----- MATERIAL FOR THE TASK -----

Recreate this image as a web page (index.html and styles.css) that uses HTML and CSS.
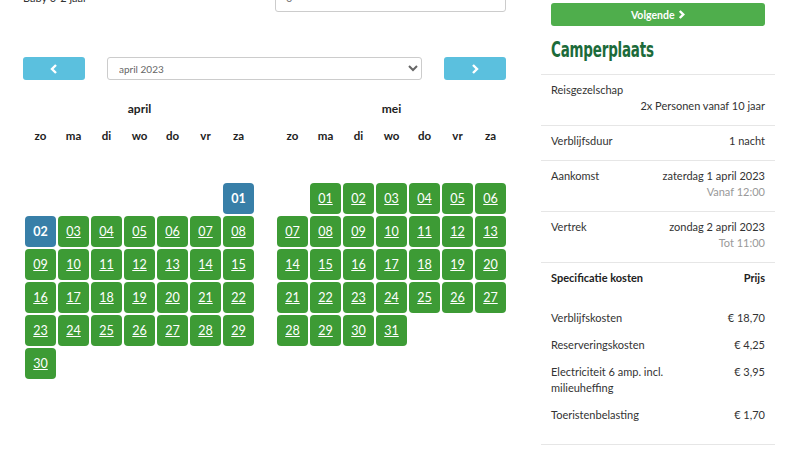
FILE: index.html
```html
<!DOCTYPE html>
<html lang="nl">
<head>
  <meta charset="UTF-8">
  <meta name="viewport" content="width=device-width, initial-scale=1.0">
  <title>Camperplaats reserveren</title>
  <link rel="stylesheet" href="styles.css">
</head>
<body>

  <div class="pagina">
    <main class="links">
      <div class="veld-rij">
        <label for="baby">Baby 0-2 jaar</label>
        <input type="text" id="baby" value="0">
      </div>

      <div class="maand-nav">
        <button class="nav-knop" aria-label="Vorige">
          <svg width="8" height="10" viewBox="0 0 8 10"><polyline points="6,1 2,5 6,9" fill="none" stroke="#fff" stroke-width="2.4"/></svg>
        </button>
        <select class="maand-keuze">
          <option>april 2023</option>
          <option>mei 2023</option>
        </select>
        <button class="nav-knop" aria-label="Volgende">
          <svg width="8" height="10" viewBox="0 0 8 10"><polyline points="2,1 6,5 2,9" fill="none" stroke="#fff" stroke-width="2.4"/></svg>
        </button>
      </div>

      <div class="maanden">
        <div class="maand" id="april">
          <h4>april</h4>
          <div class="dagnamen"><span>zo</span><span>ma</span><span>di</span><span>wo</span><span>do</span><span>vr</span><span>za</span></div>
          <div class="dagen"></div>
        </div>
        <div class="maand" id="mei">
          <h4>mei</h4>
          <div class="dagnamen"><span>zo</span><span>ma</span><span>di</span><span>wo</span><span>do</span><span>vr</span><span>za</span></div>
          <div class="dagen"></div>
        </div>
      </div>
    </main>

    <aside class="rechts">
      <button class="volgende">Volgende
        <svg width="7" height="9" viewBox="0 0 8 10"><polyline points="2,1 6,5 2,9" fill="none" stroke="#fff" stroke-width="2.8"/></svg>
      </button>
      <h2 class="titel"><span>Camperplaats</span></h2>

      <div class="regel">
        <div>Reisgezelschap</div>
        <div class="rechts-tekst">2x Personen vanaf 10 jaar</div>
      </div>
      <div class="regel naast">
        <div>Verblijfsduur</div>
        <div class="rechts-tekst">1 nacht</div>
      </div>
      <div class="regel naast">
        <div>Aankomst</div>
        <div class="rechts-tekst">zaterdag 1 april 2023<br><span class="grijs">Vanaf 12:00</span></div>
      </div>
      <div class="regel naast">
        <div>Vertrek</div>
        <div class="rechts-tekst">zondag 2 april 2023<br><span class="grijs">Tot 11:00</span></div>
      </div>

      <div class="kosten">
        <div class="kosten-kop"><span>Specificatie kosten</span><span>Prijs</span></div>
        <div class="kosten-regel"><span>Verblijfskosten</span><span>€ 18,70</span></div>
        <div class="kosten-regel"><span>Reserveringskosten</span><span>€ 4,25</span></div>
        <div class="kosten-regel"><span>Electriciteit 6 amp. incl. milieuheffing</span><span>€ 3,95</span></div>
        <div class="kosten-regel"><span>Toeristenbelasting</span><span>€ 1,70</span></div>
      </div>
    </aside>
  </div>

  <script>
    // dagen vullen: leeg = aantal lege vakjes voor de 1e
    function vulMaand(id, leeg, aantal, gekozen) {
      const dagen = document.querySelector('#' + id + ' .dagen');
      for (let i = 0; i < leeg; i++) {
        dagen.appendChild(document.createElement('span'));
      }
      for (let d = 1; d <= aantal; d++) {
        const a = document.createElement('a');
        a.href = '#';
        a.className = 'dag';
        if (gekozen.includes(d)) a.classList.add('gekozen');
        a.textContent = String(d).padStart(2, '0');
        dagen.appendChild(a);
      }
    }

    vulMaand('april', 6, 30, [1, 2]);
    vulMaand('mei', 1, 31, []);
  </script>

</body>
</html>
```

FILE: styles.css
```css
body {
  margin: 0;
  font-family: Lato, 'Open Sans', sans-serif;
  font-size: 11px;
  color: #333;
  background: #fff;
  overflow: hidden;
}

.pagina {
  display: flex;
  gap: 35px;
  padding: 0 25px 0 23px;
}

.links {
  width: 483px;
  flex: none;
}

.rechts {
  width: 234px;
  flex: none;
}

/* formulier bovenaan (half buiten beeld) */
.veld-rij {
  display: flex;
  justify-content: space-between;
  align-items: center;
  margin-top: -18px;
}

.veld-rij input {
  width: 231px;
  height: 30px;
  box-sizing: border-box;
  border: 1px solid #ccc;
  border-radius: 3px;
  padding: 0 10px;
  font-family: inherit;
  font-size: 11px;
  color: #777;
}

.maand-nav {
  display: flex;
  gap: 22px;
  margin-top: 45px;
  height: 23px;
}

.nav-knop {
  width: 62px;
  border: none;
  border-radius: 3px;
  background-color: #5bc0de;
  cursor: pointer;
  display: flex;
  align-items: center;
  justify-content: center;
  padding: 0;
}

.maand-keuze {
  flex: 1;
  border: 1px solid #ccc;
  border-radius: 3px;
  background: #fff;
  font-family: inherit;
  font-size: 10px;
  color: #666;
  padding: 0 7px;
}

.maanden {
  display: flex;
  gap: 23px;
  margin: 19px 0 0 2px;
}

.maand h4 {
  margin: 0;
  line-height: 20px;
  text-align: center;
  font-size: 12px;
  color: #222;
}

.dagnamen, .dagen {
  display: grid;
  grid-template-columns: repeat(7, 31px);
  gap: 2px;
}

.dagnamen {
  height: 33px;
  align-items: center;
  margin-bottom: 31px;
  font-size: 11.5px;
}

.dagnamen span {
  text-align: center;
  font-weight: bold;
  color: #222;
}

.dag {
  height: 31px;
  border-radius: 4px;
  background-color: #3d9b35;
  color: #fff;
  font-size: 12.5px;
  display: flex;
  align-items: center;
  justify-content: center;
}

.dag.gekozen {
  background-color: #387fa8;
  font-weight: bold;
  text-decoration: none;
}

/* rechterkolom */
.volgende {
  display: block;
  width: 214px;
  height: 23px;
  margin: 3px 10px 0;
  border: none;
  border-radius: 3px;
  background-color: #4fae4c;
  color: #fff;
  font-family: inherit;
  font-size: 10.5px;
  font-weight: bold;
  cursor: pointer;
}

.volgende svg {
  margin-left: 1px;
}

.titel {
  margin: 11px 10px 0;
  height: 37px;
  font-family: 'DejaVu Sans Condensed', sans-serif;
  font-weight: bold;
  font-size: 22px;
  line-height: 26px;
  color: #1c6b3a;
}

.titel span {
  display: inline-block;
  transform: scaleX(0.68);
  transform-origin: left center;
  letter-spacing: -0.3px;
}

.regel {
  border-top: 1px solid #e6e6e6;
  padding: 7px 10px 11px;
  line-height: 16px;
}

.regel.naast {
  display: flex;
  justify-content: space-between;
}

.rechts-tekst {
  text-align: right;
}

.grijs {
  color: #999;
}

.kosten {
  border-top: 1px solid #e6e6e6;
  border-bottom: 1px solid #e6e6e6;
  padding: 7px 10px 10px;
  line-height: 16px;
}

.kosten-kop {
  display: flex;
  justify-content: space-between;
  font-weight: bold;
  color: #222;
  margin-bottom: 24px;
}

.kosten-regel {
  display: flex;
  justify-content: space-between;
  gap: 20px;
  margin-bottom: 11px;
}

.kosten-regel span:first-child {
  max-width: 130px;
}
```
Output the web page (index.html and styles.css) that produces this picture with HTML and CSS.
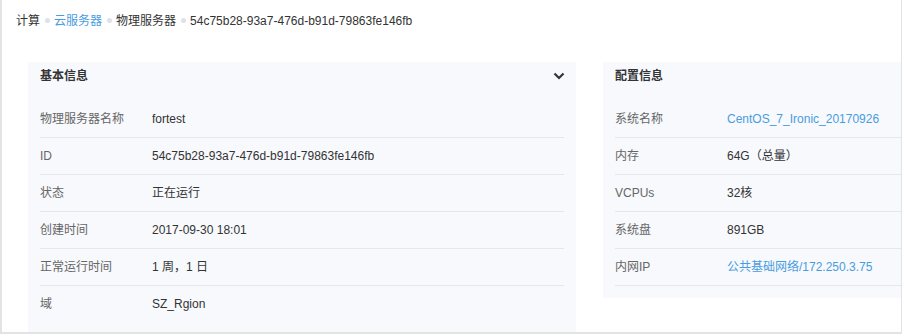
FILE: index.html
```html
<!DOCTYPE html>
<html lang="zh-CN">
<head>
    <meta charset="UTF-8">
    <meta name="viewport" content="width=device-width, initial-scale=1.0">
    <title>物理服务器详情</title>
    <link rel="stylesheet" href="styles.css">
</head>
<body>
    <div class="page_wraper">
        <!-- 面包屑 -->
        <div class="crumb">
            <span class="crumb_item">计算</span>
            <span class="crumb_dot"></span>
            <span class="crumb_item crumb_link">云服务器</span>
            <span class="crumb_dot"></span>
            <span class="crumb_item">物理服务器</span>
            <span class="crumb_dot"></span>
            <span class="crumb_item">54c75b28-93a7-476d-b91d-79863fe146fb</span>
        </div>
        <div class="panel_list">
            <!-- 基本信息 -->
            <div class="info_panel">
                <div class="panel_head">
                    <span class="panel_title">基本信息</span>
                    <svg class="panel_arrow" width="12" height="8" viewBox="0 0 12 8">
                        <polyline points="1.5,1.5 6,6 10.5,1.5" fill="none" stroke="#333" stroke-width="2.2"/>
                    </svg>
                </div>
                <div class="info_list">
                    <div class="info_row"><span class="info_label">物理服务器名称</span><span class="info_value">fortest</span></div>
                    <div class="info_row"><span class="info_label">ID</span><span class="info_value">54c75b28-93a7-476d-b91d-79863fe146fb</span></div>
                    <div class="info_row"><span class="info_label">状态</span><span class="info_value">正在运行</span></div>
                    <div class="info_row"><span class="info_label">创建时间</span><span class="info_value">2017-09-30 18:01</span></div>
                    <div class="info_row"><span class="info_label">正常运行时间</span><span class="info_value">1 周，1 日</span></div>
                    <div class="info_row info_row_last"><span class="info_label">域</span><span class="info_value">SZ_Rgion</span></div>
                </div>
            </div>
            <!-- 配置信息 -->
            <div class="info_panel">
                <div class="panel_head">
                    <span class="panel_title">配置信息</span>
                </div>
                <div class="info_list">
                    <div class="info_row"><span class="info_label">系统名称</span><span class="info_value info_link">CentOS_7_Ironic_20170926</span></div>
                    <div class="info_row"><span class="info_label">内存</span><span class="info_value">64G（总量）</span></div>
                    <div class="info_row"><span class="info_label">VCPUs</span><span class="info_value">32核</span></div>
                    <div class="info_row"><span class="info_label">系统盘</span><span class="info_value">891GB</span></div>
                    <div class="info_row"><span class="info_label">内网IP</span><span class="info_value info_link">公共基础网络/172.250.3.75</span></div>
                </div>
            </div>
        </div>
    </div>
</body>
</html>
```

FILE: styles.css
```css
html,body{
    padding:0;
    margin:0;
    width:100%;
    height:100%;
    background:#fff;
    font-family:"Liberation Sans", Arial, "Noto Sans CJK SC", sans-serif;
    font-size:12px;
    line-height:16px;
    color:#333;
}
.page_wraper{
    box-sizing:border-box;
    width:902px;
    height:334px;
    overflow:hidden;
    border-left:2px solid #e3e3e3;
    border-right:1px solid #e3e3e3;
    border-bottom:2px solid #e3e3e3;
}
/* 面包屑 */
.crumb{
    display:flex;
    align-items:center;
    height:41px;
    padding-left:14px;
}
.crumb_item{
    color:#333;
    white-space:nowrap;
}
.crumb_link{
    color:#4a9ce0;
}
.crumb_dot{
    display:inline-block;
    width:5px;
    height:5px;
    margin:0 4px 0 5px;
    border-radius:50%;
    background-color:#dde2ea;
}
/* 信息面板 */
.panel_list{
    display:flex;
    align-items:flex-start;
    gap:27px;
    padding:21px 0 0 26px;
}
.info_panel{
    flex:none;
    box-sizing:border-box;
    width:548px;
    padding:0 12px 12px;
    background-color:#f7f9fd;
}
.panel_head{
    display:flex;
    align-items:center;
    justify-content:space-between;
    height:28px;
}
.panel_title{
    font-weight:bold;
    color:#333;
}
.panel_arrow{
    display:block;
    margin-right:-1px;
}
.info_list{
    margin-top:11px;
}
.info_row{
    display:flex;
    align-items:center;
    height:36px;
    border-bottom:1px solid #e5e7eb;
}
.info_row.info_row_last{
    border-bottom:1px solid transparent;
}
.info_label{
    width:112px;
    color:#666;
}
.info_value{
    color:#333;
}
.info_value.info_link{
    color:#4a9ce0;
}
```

-----

STATED GOAL.
Copy every line in the entries above that has the string "styles" in it.

CORRECT ANSWER.
Recreate this image as a web page (index.html and styles.css) that uses HTML and CSS.
  <link rel="stylesheet" href="styles.css">
FILE: styles.css
Output the web page (index.html and styles.css) that produces this picture with HTML and CSS.
    <link rel="stylesheet" href="styles.css">
FILE: styles.css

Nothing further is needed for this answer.